「全てのパンチに自信があります」。そう語ったのは、東洋太平洋スーパーバンタム級王者で、IBFでは世界3位にランクインしている勅使河原弘晶だ。
これまで、プロ21勝のうち14KOを誇り、強打を武器に勝ち続けてきた。
さっそくパンチを体験するためミットを持った。
対峙するとまず、打撃前のフットワークが特徴的だということに気づく。
多くの選手が体を回した遠心力を利用してパンチを放つ中、勅使河原の場合は踏み込みと体重移動を活かした打ち方だ。独特の小刻みなステップでリラックスした状態を保ち、力を一点に集中させて体ごと飛び込んで打つストレートとフックは、爆発するような衝撃を感じた。
これを頭部にもらったらひとたまりもないだろう。「ボクシングを始めてからひたすらサンドバッグに向かい合い作り上げた」というパンチは、ガードの上からでも十分脅威になりそうだ。
9月からチャンピオンが多く集まる三迫ジムに移籍し、新たな環境でボクシングを見つめ直している。

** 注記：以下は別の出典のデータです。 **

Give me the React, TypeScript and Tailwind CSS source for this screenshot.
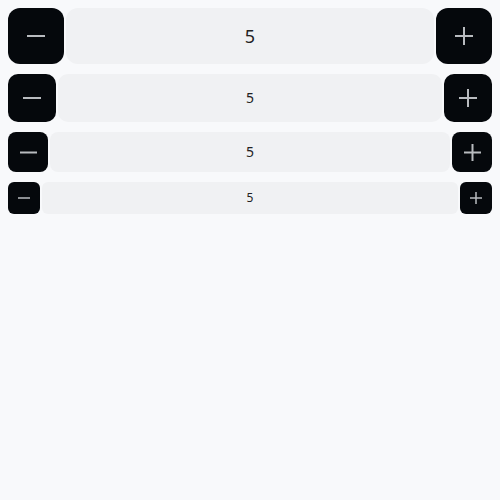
import React from "react";

function Minus({ s, w = 2 }: { s: number; w?: number }) {
  return (
    <svg width={s} height={s} viewBox={`0 0 ${s} ${s}`} fill="none">
      <line x1={0} y1={s / 2} x2={s} y2={s / 2} stroke="#b8bbbf" strokeWidth={w} />
    </svg>
  );
}
function Plus({ s, w = 2 }: { s: number; w?: number }) {
  return (
    <svg width={s} height={s} viewBox={`0 0 ${s} ${s}`} fill="none">
      <line x1={0} y1={s / 2} x2={s} y2={s / 2} stroke="#b8bbbf" strokeWidth={w} />
      <line x1={s / 2} y1={0} x2={s / 2} y2={s} stroke="#b8bbbf" strokeWidth={w} />
    </svg>
  );
}

export default function App() {
  return (
    <div className="min-h-[500px] w-full bg-[#f8f9fb] p-2 flex flex-col gap-2.5" style={{ fontFamily: '"Noto Sans", sans-serif' }}>
      <div className="flex gap-0.5 h-14">
        <button className="w-14 h-14 rounded-xl bg-[#05080c] flex items-center justify-center"><Minus s={18} /></button>
        <div className="flex-1 rounded-xl bg-[#f0f1f3] flex items-center justify-center text-lg text-[#222]">5</div>
        <button className="w-14 h-14 rounded-xl bg-[#05080c] flex items-center justify-center"><Plus s={18} /></button>
      </div>
      <div className="flex gap-0.5 h-12">
        <button className="w-12 h-12 rounded-[10px] bg-[#05080c] flex items-center justify-center"><Minus s={18} /></button>
        <div className="flex-1 rounded-[10px] bg-[#f0f1f3] flex items-center justify-center text-sm text-[#222]">5</div>
        <button className="w-12 h-12 rounded-[10px] bg-[#05080c] flex items-center justify-center"><Plus s={18} /></button>
      </div>
      <div className="flex gap-0.5 h-10">
        <button className="w-10 h-10 rounded-lg bg-[#05080c] flex items-center justify-center"><Minus s={17} /></button>
        <div className="flex-1 rounded-lg bg-[#f0f1f3] flex items-center justify-center text-sm text-[#222]">5</div>
        <button className="w-10 h-10 rounded-lg bg-[#05080c] flex items-center justify-center"><Plus s={17} /></button>
      </div>
      <div className="flex gap-0.5 h-8">
        <button className="w-8 h-8 rounded-md bg-[#05080c] flex items-center justify-center"><Minus s={12} w={1.5} /></button>
        <div className="flex-1 rounded-md bg-[#f0f1f3] flex items-center justify-center text-xs text-[#222]">5</div>
        <button className="w-8 h-8 rounded-md bg-[#05080c] flex items-center justify-center"><Plus s={12} w={1.5} /></button>
      </div>
    </div>
  );
}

課題だった試合でのパンチを当てる感覚、「当て感」も豊富なスパーリングパートナーとの切磋琢磨で向上の手応えを感じているようだ。
「今までで一番伸びていると感じています。次の試合でリングに上がった時、どれだけ進化しているのか楽しみです」
10月7日には東洋太平洋スーパーバンタム級15位の河村真吾(ミツキ)と防衛戦が決まっている。
ジム移籍後の初試合で、さらに進化した姿を見せてくれるだろう。
勅使河原 弘晶(てしがわら・ひろあき)
群馬県佐波郡玉村町出身。30歳。三迫ジム所属。第44代OPBF東洋太平洋スーパーバンタム級王者。元WBOアジアパシフィックバンタム級王者。お気に入りの本は「ザ・シークレット」。